Jakarta, TeropongJakarta.com – Di profil Instagram-nya, @marioardiliguna, tercantum kutipan sederhana: Eat, Pray & Love. Love Quote’s, Photo, Art & Selfie. Namun, di balik kata-kata manis dan deretan foto penuh estetika, tersembunyi ketekunan seorang anak muda yang membuktikan bahwa popularitas bisa dikonversi menjadi kekuatan ekonomi.
Mario Ardi Liguna bukan sekadar selebgram yang lihai bermain komposisi gambar dan filter. Ia adalah representasi dari generasi digital yang paham benar cara membangun personal branding. Lewat unggahan selfie, kutipan cinta, hingga potret langit senja, Mario berhasil menyulap estetika menjadi modal bisnis.
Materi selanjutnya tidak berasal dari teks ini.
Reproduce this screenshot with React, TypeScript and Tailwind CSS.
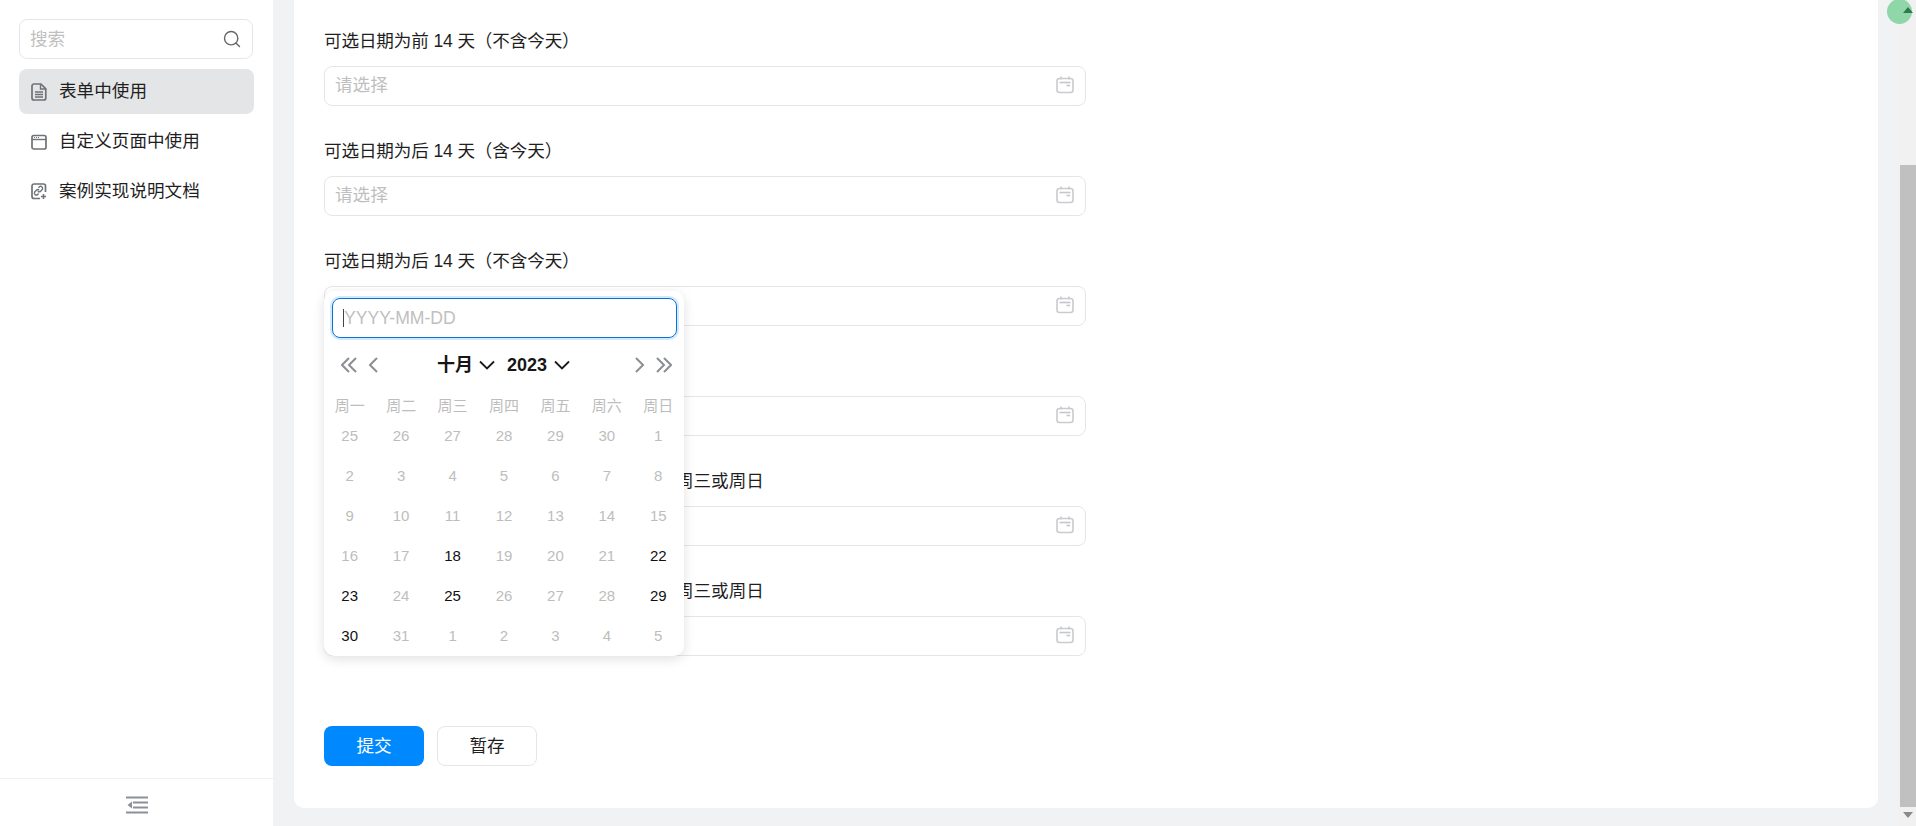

Pria yang kini memiliki lebih dari 36 ribu pengikut itu mengawali langkahnya dari keinginan sederhana: berbagi hal positif. Tapi gelombang perhatian yang ia terima bukan ia nikmati sendirian. Ia mengolahnya, menyusun strategi, dan mengubahnya menjadi jalan masuk ke dunia kewirausahaan.
Kesuksesan pertamanya datang saat ia meluncurkan lini fashion lokal. Tanpa investor besar, hanya bermodal tabungan pribadi dan jaringan followers yang kuat, Mario membidik pasar Gen Z yang menyukai ekspresi dan kebebasan visual. Produk pertamanya laku keras, sebagian karena kepercayaan yang sudah ia bangun sejak awal.
Namun dunia bisnis tak pernah datar. Mario pernah jatuh, bahkan ditipu dalam kerja sama. Tapi ia tidak membiarkan kegagalan menjadi akhir cerita. Ia mulai belajar pemasaran digital, membangun tim kecil, dan merancang ulang sistem distribusi. “Yang penting bukan seberapa sering jatuh, tapi seberapa cepat kita bangkit,” katanya.
Kini, ia tak hanya dikenal di Instagram, tapi juga di forum-forum bisnis anak muda. Beberapa unit usaha mulai ia kelola: dari fashion, kuliner, hingga agency kreatif. Ia diundang berbicara di seminar, menjadi rujukan generasi digital yang ingin berwirausaha dari media sosial.
Meski tampil glamor di dunia maya, Mario mengaku kesehariannya jauh dari kemewahan. Ia bekerja hingga larut, mengatur konten, meninjau laporan, dan menyiapkan proposal bisnis. “Yang kelihatan di feed itu 10 persen. Sisanya kerja keras,” ujarnya sambil tertawa kecil.
Ia sering menekankan bahwa keberhasilan tidak bisa diraih secara instan. “Yang instan cuma mie,” ujarnya dalam sebuah sesi live. Menurutnya, kunci utamanya adalah konsistensi, kejujuran, dan kemauan untuk terus belajar, bahkan dari hal-hal yang tampak sepele.
Mario punya mimpi yang lebih besar dari dirinya sendiri. Ia ingin membentuk ekosistem pengusaha muda yang bisa saling dukung. “Saya ingin tumbuh bareng-bareng. Karena kalau cuma sukses sendiri, rasanya hampa,” tutupnya.